Jonathan Huberdeau scored twice and Aleksander Barkov also had a goal for the Panthers, who lost their sixth straight (0-2-4). Luongo finished with 24 saves.
“It’s the most disappointing loss this year, I think the way and the fashion it happened,” Florida coach Bob Boughner said. “No one has beaten this team in regulation in 17 games, now 18. I feel we should’ve been that team and all that was taken away in less than a couple minutes. It hurts.”

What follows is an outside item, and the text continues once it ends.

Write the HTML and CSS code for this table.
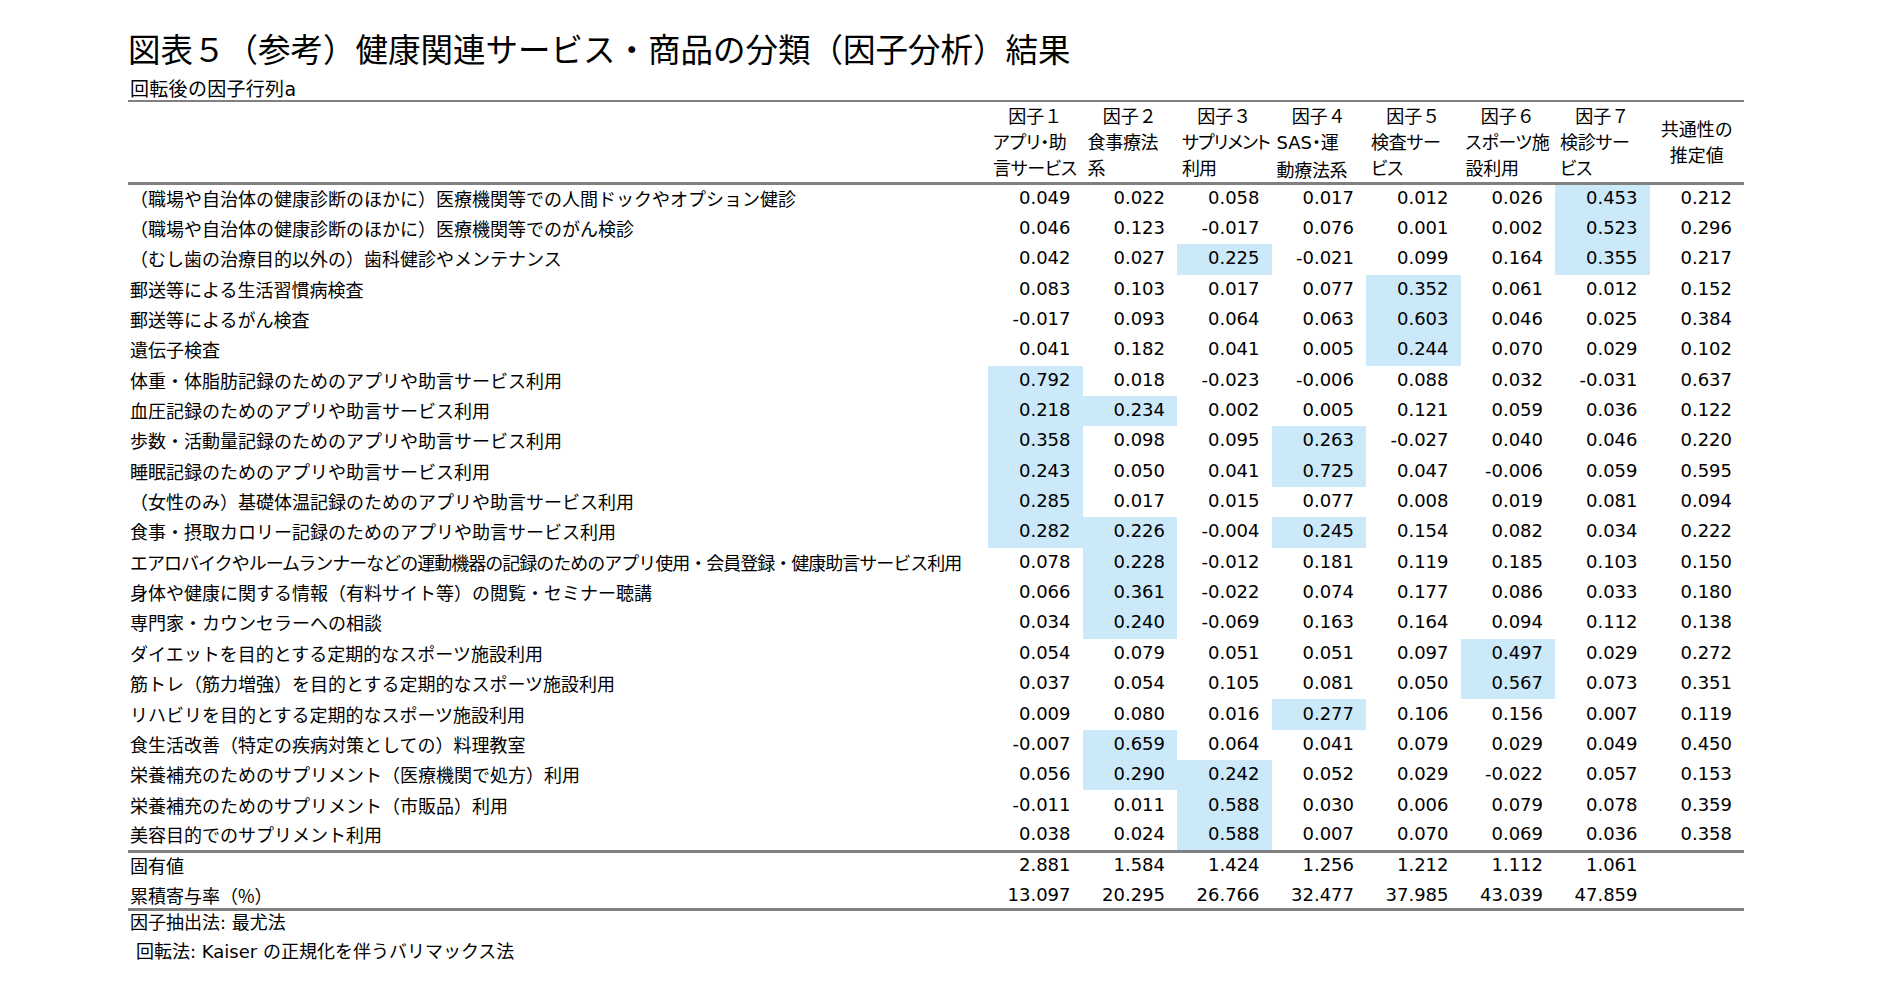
FILE: index.html
```html
<!DOCTYPE html>
<html lang="ja">
<head>
<meta charset="utf-8">
<title>図表５（参考）健康関連サービス・商品の分類（因子分析）結果</title>
<link rel="stylesheet" href="styles.css">
</head>
<body>
<div class="doc">
  <h1 class="title">図表５（参考）健康関連サービス・商品の分類（因子分析）結果</h1>
  <div class="subtitle">回転後の因子行列a</div>
  <table class="matrix">
    <colgroup>
      <col class="c-label">
      <col class="c-num"><col class="c-num"><col class="c-num"><col class="c-num">
      <col class="c-num"><col class="c-num"><col class="c-num"><col class="c-num">
    </colgroup>
    <thead>
      <tr class="h-top">
        <th rowspan="2"></th>
        <th>因子１</th><th>因子２</th><th>因子３</th><th>因子４</th>
        <th>因子５</th><th>因子６</th><th>因子７</th>
        <th rowspan="2" class="comm">共通性の<br>推定値</th>
      </tr>
      <tr class="h-sub">
        <th>アプリ・助<br>言サービス</th>
        <th>食事療法<br>系</th>
        <th class="narrow">サプリメント<br>利用</th>
        <th><span class="lat">SAS</span>・運<br>動療法系</th>
        <th>検査サー<br>ビス</th>
        <th>スポーツ施<br>設利用</th>
        <th>検診サー<br>ビス</th>
      </tr>
    </thead>
    <tbody class="data">
      <tr><td class="label">（職場や自治体の健康診断のほかに）医療機関等での人間ドックやオプション健診</td><td>0.049</td><td>0.022</td><td>0.058</td><td>0.017</td><td>0.012</td><td>0.026</td><td class="hl">0.453</td><td>0.212</td></tr>
      <tr><td class="label">（職場や自治体の健康診断のほかに）医療機関等でのがん検診</td><td>0.046</td><td>0.123</td><td>-0.017</td><td>0.076</td><td>0.001</td><td>0.002</td><td class="hl">0.523</td><td>0.296</td></tr>
      <tr><td class="label">（むし歯の治療目的以外の）歯科健診やメンテナンス</td><td>0.042</td><td>0.027</td><td class="hl">0.225</td><td>-0.021</td><td>0.099</td><td>0.164</td><td class="hl">0.355</td><td>0.217</td></tr>
      <tr><td class="label">郵送等による生活習慣病検査</td><td>0.083</td><td>0.103</td><td>0.017</td><td>0.077</td><td class="hl">0.352</td><td>0.061</td><td>0.012</td><td>0.152</td></tr>
      <tr><td class="label">郵送等によるがん検査</td><td>-0.017</td><td>0.093</td><td>0.064</td><td>0.063</td><td class="hl">0.603</td><td>0.046</td><td>0.025</td><td>0.384</td></tr>
      <tr><td class="label">遺伝子検査</td><td>0.041</td><td>0.182</td><td>0.041</td><td>0.005</td><td class="hl">0.244</td><td>0.070</td><td>0.029</td><td>0.102</td></tr>
      <tr><td class="label">体重・体脂肪記録のためのアプリや助言サービス利用</td><td class="hl">0.792</td><td>0.018</td><td>-0.023</td><td>-0.006</td><td>0.088</td><td>0.032</td><td>-0.031</td><td>0.637</td></tr>
      <tr><td class="label">血圧記録のためのアプリや助言サービス利用</td><td class="hl">0.218</td><td class="hl">0.234</td><td>0.002</td><td>0.005</td><td>0.121</td><td>0.059</td><td>0.036</td><td>0.122</td></tr>
      <tr><td class="label">歩数・活動量記録のためのアプリや助言サービス利用</td><td class="hl">0.358</td><td>0.098</td><td>0.095</td><td class="hl">0.263</td><td>-0.027</td><td>0.040</td><td>0.046</td><td>0.220</td></tr>
      <tr><td class="label">睡眠記録のためのアプリや助言サービス利用</td><td class="hl">0.243</td><td>0.050</td><td>0.041</td><td class="hl">0.725</td><td>0.047</td><td>-0.006</td><td>0.059</td><td>0.595</td></tr>
      <tr><td class="label">（女性のみ）基礎体温記録のためのアプリや助言サービス利用</td><td class="hl">0.285</td><td>0.017</td><td>0.015</td><td>0.077</td><td>0.008</td><td>0.019</td><td>0.081</td><td>0.094</td></tr>
      <tr><td class="label">食事・摂取カロリー記録のためのアプリや助言サービス利用</td><td class="hl">0.282</td><td class="hl">0.226</td><td>-0.004</td><td class="hl">0.245</td><td>0.154</td><td>0.082</td><td>0.034</td><td>0.222</td></tr>
      <tr><td class="label tight">エアロバイクやルームランナーなどの運動機器の記録のためのアプリ使用・会員登録・健康助言サービス利用</td><td>0.078</td><td class="hl">0.228</td><td>-0.012</td><td>0.181</td><td>0.119</td><td>0.185</td><td>0.103</td><td>0.150</td></tr>
      <tr><td class="label">身体や健康に関する情報（有料サイト等）の閲覧・セミナー聴講</td><td>0.066</td><td class="hl">0.361</td><td>-0.022</td><td>0.074</td><td>0.177</td><td>0.086</td><td>0.033</td><td>0.180</td></tr>
      <tr><td class="label">専門家・カウンセラーへの相談</td><td>0.034</td><td class="hl">0.240</td><td>-0.069</td><td>0.163</td><td>0.164</td><td>0.094</td><td>0.112</td><td>0.138</td></tr>
      <tr><td class="label">ダイエットを目的とする定期的なスポーツ施設利用</td><td>0.054</td><td>0.079</td><td>0.051</td><td>0.051</td><td>0.097</td><td class="hl">0.497</td><td>0.029</td><td>0.272</td></tr>
      <tr><td class="label">筋トレ（筋力増強）を目的とする定期的なスポーツ施設利用</td><td>0.037</td><td>0.054</td><td>0.105</td><td>0.081</td><td>0.050</td><td class="hl">0.567</td><td>0.073</td><td>0.351</td></tr>
      <tr><td class="label">リハビリを目的とする定期的なスポーツ施設利用</td><td>0.009</td><td>0.080</td><td>0.016</td><td class="hl">0.277</td><td>0.106</td><td>0.156</td><td>0.007</td><td>0.119</td></tr>
      <tr><td class="label">食生活改善（特定の疾病対策としての）料理教室</td><td>-0.007</td><td class="hl">0.659</td><td>0.064</td><td>0.041</td><td>0.079</td><td>0.029</td><td>0.049</td><td>0.450</td></tr>
      <tr><td class="label">栄養補充のためのサプリメント（医療機関で処方）利用</td><td>0.056</td><td class="hl">0.290</td><td class="hl">0.242</td><td>0.052</td><td>0.029</td><td>-0.022</td><td>0.057</td><td>0.153</td></tr>
      <tr><td class="label">栄養補充のためのサプリメント（市販品）利用</td><td>-0.011</td><td>0.011</td><td class="hl">0.588</td><td>0.030</td><td>0.006</td><td>0.079</td><td>0.078</td><td>0.359</td></tr>
      <tr><td class="label">美容目的でのサプリメント利用</td><td>0.038</td><td>0.024</td><td class="hl">0.588</td><td>0.007</td><td>0.070</td><td>0.069</td><td>0.036</td><td>0.358</td></tr>
    </tbody>
    <tbody class="summary">
      <tr class="s1"><td class="label">固有値</td><td>2.881</td><td>1.584</td><td>1.424</td><td>1.256</td><td>1.212</td><td>1.112</td><td>1.061</td><td></td></tr>
      <tr class="s2"><td class="label">累積寄与率（%）</td><td>13.097</td><td>20.295</td><td>26.766</td><td>32.477</td><td>37.985</td><td>43.039</td><td>47.859</td><td></td></tr>
    </tbody>
  </table>
  <div class="notes">
    <p class="note">因子抽出法: 最尤法</p>
    <p class="note indent">回転法: Kaiser の正規化を伴うバリマックス法</p>
  </div>
</div>
</body>
</html>
```
FILE: styles.css
```css
html, body {
  margin: 0;
  padding: 0;
  background: #ffffff;
}

body {
  font-family: "DejaVu Sans", "Noto Sans CJK JP", sans-serif;
  color: #000000;
}

.doc {
  margin-left: 128px;
  width: 1616px;
}

.title {
  margin: 0;
  padding-top: 27px;
  font-family: "Noto Sans CJK JP", sans-serif;
  font-size: 32.5px;
  font-weight: 400;
  line-height: 41px;
  white-space: nowrap;
}

.subtitle {
  margin-top: 10px;
  padding-left: 2px;
  font-size: 19px;
  line-height: 22px;
  height: 22px;
  letter-spacing: 0.3px;
}

.matrix {
  width: 1616px;
  border-collapse: collapse;
  table-layout: fixed;
  border-top: 2px solid #808080;
  border-bottom: 3px solid #808080;
}

.c-label { width: 860px; }
.c-num { width: 94.5px; }

.matrix th {
  font-weight: 400;
  font-size: 18px;
  font-family: "Noto Sans CJK JP", sans-serif;
  padding: 0;
  white-space: nowrap;
}

.matrix thead {
  border-bottom: 3px solid #808080;
}

.h-top th {
  height: 26px;
  line-height: 26px;
  text-align: center;
  vertical-align: middle;
}

.h-sub th {
  height: 50px;
  line-height: 26px;
  text-align: left;
  vertical-align: top;
  padding-left: 5px;
  font-feature-settings: "palt";
  letter-spacing: -0.3px;
}

.h-sub th.narrow {
  letter-spacing: -1px;
}

.h-top th.comm {
  line-height: 26px;
  text-align: center;
  vertical-align: middle;
  padding-bottom: 2px;
}

.lat {
  font-family: "DejaVu Sans", sans-serif;
  letter-spacing: 0;
}

.matrix td {
  padding: 0 12px 0 0;
  font-size: 18px;
  line-height: 22px;
  text-align: right;
  vertical-align: middle;
  white-space: nowrap;
}

.matrix td.label {
  padding: 0 0 0 2px;
  text-align: left;
  font-family: "Noto Sans CJK JP", sans-serif;
}

.matrix .data td {
  padding-bottom: 2px;
}

.matrix td.label.tight {
  letter-spacing: -1px;
}

.data tr {
  height: 30.35px;
}

.summary {
  border-top: 3px solid #808080;
}

.summary tr.s1 {
  height: 29px;
}

.summary tr.s1 td {
  padding-bottom: 3px;
}

.summary tr.s2 {
  height: 29px;
}

.summary tr.s2 td {
  padding-top: 2px;
}

.matrix td.hl {
  background: #cce9fa;
}

.notes {
  margin-top: -3px;
}

.note {
  margin: 0;
  padding-left: 2px;
  font-size: 18px;
  line-height: 29px;
  white-space: nowrap;
}

.note.indent {
  padding-left: 8px;
}
```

Boston fell behind 3-2 with 9 minutes, 8 seconds remaining when Huberdeau charged into the Bruins’ zone and skated around Zdeno Chara before executing a nifty spin move in the right circle and slinging the puck past Rask for his second goal.
Grzelcyk pulled Boston even on his one-timer near the blue line on a power play with 36.5 seconds to play before Bergeron won it.
“We were 30 seconds away from a perfect, 60-minute game,” Barkov said. “We came here and wanted to end [their streak] and get the win and move forward, but then those last 30 seconds, they hurt a lot.”
In other games on Thursday, the Pittsburgh Penguins shut out the Columbus Blue Jackets 3-0, the New York Islanders defeated the Ottawa Senators 4-2 and the Detroit Red Wings edged the New York Rangers 3-2.
The Minnesota Wild outplayed the Tampa Bay Lightning 3-0, the Chicago Blackhawks edged the Buffalo Sabres 5-4 and the Dallas Stars crushed the Colorado Avalanche 4-0.
The Arizona Coyotes overpowered the Calgary Flames 2-0, the Edmonton Oilers edged the Vancouver Canucks 3-2, the San Jose Sharks demolished the Montreal Canadiens 5-2 and the St Louis Blues crushed the Los Angeles Kings 4-0.